Şimdi asıl noktamıza geliyoruz. Gezegenler yalnızca, ters kare kanununa riayet eden bir kuvvet tarafından çekildikleri zamanlarda eliptik bir yörünge izler. Bu, Newton’un bir keşfiydi. Görelilik ise kütleçekiminin tam olarak ters kare kanununa riayet etmediğini öngörmektedir. Aslına bakılacak olursa, Newtoncu kütleçekim kanunundan farklı başka etkiler de söz konusu. Örneğin kütleçekiminin uzayda mesafe kat etmesi belli bir zaman alır. Dolayısıyla hareket halindeki bir gezegenin herhangi bir anda hissettiği kütleçekimi, daha önceki konumuna dayanır. Buradan çıkardığımız sonuç, gezegenlerin tekdüze eliptik rotalar değil, uzaydaki yönelimi hafifçe değişen ve gül şekli verilmiş bir rozeti andıran yörüngeler izlediğidir. Bu etki güneşe uzak noktalarda fark edilemez. Etkinin en fazla olduğu yer, kütleçekimin en büyük olduğu yer olan güneşin yakınlarıdır.

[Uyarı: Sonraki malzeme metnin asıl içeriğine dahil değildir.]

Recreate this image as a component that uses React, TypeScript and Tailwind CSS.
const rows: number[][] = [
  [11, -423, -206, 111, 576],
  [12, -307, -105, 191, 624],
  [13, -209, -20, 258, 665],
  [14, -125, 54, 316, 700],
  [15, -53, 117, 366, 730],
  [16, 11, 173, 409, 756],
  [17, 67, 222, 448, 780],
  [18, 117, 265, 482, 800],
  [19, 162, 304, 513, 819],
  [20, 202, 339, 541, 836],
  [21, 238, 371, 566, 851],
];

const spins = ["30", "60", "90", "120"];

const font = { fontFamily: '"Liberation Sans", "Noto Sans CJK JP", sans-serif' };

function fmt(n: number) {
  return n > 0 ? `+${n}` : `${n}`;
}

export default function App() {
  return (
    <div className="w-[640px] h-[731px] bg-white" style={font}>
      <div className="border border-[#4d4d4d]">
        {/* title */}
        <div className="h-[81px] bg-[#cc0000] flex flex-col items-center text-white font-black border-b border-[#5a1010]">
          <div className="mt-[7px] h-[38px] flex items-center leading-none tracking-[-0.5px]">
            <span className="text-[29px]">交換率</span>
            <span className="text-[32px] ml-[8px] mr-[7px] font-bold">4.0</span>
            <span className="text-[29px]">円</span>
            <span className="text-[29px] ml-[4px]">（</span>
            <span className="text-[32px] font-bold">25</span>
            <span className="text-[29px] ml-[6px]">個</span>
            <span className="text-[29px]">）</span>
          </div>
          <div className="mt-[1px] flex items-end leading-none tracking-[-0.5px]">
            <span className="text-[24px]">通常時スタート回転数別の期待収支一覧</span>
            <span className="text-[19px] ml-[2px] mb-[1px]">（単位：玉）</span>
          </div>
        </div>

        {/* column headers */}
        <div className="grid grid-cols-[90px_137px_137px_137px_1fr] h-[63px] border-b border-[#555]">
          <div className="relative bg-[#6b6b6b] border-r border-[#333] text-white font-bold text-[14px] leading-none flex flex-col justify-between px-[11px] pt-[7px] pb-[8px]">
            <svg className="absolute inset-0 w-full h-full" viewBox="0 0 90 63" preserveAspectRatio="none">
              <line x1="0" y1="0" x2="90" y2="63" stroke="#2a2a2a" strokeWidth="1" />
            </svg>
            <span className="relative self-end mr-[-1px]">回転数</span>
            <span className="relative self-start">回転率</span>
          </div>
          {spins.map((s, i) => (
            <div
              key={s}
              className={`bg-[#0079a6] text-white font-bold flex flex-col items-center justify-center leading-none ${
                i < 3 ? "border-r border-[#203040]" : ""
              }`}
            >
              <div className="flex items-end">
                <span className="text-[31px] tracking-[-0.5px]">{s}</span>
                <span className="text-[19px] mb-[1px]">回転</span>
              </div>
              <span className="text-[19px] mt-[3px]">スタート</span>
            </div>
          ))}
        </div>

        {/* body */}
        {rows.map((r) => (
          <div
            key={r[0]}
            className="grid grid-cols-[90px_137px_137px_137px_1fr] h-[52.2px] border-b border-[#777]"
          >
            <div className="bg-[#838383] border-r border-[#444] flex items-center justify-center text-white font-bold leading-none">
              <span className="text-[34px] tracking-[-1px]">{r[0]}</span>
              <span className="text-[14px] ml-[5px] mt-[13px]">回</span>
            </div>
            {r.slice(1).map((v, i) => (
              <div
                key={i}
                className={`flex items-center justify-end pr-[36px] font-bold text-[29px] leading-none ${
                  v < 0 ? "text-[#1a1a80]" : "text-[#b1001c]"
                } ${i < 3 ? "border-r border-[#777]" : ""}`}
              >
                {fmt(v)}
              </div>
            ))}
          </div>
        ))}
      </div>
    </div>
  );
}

Gerçekten de, en içteki gezegen olan Merkür’ün yörüngesinde tuhaf bir durum söz konusu. Einstein’ın 1915 yılında kütleçekim teorisini yayımlamasından bir süre önce, astronomlar Merkür’ün yörüngesinin uzayda hafifçe bir rozet şekli çizdiği gerçeği karşısında şaşkınlığa sürüklenmişlerdi. Bu etkinin nedeni büyük ölçüde Venüs ve Jüpiter’in kütleçekimsel kuvvetinden kaynaklanmaktadır. Tuhaf olansa, Venüs ve Jüpiter orada olmasaydı bile Merkür’ün yörüngesinin yine de rozet şeklini çizeceğidir. Bu küçük bir etkidir. Öte yandan her ne kadar Merkür güneşin etrafındaki bir turunu 88 günde tamamlıyor olsa da, rozet şeklinin ortaya çıkışı 3 milyon yılı bulmaktadır. Ve de bu, tam olarak Einstein’ın teorisinin öngördüğü bir durum. Genel göreliliği kullanarak, Einstein, Merkür’ün yörüngesini en ince detayına kadar açıklayabilmiştir. Bu başarılı öngörüyü de göz önüne alacak olduğumuzda, Einstein’ın doğru kütleçekim teorisini ortaya koyduğuna dair bir şüphe kalmamaktadır.